_Exercise instructions:_ Do any lines in the data below contain "Convert"? If so, copy every one of them.

_Recorded data:_
· · · · ·

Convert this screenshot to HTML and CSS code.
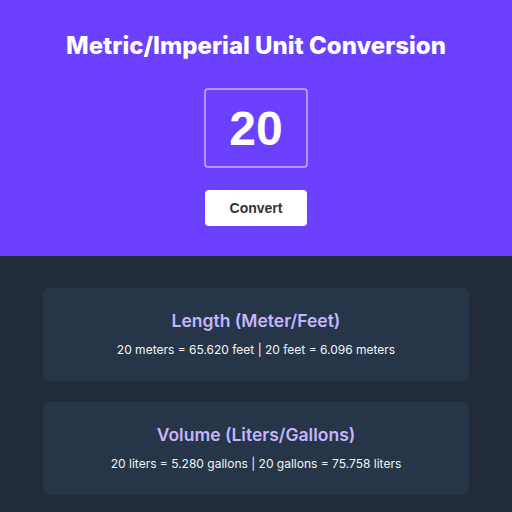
FILE: index.html
```html
<!DOCTYPE html>
<html>
<head>
<meta charset="utf-8">
<link rel="stylesheet" href="styles.css">
</head>
<body>
<header class="hero">
  <h1 class="title">Metric/Imperial Unit Conversion</h1>
  <input class="num" type="text" value="20">
  <button class="btn">Convert</button>
</header>
<main class="results">
  <section class="card">
    <h2 class="card-title">Length (Meter/Feet)</h2>
    <p class="card-text">20 meters = 65.620 feet | 20 feet = 6.096 meters</p>
  </section>
  <section class="card">
    <h2 class="card-title">Volume (Liters/Gallons)</h2>
    <p class="card-text">20 liters = 5.280 gallons | 20 gallons = 75.758 liters</p>
  </section>
</main>
</body>
</html>
```
FILE: styles.css
```css
html, body {
  margin: 0;
  padding: 0;
  background: #222b3a;
  font-family: Inter, "Noto Sans", sans-serif;
}
.hero {
  background: #6c40ff;
  height: 256px;
  box-sizing: border-box;
  padding-top: 31px;
  display: flex;
  flex-direction: column;
  align-items: center;
}
.title {
  margin: 0;
  color: #fff;
  font-size: 24px;
  font-weight: 800;
  line-height: 30px;
}
.num {
  margin-top: 27px;
  width: 104px;
  height: 80px;
  box-sizing: border-box;
  background: transparent;
  border: 2px solid rgba(255,255,255,0.45);
  border-radius: 4px;
  color: #fff;
  text-align: center;
  font-family: "Liberation Sans", Arial, sans-serif;
  font-weight: 700;
  font-size: 48px;
  padding: 0;
  outline: none;
}
.btn {
  margin-top: 22px;
  width: 102px;
  height: 36px;
  background: #fff;
  border: none;
  border-radius: 4px;
  color: #333;
  font-family: "Liberation Sans", Arial, sans-serif;
  font-weight: 700;
  font-size: 14px;
}
.results {
  padding: 32px 43px;
  display: flex;
  flex-direction: column;
  gap: 21px;
}
.card {
  background: #273548;
  border-radius: 5px;
  height: 93px;
  box-sizing: border-box;
  padding-top: 22px;
  text-align: center;
}
.card-title {
  margin: 0;
  color: #c4b5fd;
  font-size: 17.5px;
  font-weight: 600;
  line-height: 22px;
}
.card-text {
  margin: 9px 0 0;
  color: #f1f5f9;
  font-size: 12px;
  line-height: 18px;
}
```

· · · · ·

_Reply:_
Convert this screenshot to HTML and CSS code.
  <button class="btn">Convert</button>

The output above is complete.